Material and/or thickness of insulation do not cause condensation, but moisture does. If moisture gets into attic and has no way to vent, then condensation will drop down from the nail and sheathing when snow/frost stays on winter roof (normally North and East slopes are the cold sides caused condensation).

Where is the moisture from? Laundry dryer, bathroom fan and kitchen fan vent into attic. May be no vapour barrier between the insulation and the ceiling.

Why no way out for moisture? The roof vents near ridge (or on the gable end) create outflow and soffit vents create inflow. Inadequate air circulation in attic when roof vent or soffit vent is missing. Most of the case is either total area of outflow or inflow is too small. (outflow area / roof are > 1/300, If means every 300 sf roof area has 1 sf roof vent)

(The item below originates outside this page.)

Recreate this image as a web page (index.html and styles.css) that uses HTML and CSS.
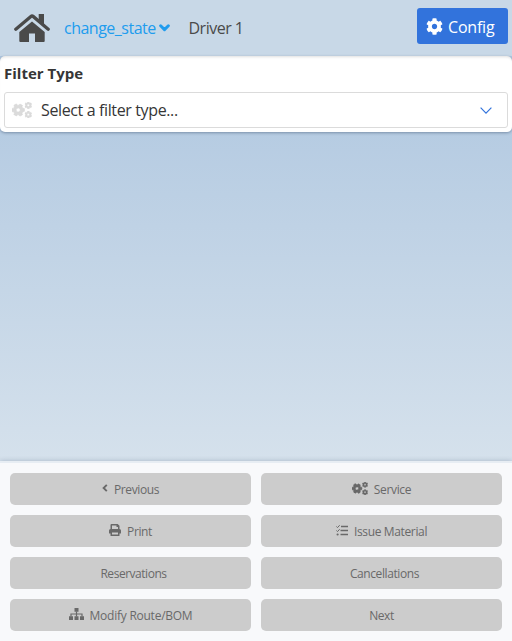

You said already sealed all air leaks. This is not the normal way to deal with attic condensation. You said it looks drying may be not related to this action. It may be less moisture come into attic or outside temperature was not cold.

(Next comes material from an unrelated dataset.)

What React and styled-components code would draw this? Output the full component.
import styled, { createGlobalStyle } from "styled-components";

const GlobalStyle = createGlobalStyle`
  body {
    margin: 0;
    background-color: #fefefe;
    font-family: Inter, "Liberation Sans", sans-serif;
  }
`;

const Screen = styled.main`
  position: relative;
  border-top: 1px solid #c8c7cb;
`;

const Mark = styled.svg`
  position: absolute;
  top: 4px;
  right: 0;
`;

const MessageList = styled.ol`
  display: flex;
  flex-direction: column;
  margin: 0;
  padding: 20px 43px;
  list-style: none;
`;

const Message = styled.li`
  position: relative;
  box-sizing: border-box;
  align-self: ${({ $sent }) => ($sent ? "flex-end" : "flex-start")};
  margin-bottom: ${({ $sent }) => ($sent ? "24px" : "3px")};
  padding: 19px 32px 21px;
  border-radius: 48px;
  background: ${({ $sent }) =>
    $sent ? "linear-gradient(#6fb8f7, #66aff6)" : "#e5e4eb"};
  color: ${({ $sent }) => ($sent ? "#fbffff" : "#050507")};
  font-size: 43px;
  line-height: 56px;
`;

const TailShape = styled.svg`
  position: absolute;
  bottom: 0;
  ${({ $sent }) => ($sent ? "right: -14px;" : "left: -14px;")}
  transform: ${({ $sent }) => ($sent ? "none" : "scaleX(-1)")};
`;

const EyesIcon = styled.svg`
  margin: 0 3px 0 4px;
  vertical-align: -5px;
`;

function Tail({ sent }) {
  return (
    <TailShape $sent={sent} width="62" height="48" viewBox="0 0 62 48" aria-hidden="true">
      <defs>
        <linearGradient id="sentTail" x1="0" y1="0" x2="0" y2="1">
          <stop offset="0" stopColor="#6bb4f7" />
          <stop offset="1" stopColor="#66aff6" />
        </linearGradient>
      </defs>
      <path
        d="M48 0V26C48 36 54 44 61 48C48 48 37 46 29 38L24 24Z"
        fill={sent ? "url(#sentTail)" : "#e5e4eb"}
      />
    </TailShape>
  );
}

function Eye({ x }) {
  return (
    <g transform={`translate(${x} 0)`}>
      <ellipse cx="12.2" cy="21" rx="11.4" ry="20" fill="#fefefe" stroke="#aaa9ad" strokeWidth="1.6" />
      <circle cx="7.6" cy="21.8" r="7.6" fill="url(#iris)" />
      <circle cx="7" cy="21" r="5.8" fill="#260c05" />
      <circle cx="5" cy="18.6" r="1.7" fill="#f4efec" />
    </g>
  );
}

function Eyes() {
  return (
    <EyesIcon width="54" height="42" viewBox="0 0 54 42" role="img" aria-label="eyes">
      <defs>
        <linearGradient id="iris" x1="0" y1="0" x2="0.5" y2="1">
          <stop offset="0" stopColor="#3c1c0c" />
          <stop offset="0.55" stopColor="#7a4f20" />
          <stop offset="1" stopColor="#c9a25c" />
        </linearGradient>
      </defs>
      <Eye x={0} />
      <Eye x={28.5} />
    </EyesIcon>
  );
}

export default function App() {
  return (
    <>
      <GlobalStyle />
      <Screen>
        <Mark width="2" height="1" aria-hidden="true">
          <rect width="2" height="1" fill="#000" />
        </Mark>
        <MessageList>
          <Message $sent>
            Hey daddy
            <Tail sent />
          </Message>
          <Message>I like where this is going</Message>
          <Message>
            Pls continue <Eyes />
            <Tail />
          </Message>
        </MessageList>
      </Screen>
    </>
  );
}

Anyway, please tell us more about your attic. For example, where is the existing insulation located, on the slopping sheathing or on the deck of attic? What ventilating system you have... The best way is attach some photos.

Hope your problem can be solved!

Daniel Leung Richmond, BC

Jerry Peck
02-06-2009, 06:01 PM
In reading Daniel's post above I realized something, something which I've either missed (hey, I'm in Florida, I'm expected to miss it ;) ) or was not mentioned ... the discussion about ventilation not being sufficient, etc.

Guys, remember, her roof is covered with snow, *half her vents are covered and blocked*, i.e., her ridge vent ... right?

Or, being a Florida person, am I missing something about the ridge vents not being blocked with the roof covered with snow?? :confused:

Anyway, worth mentioning and asking.

Tom Maides
02-08-2009, 10:49 PM
I agree with David. You would be well advised to have an Energy Rating performed by a RESNET qualified individual. Also, if they have IR (infrared) camera technology available, I would choose them over raters without the camera.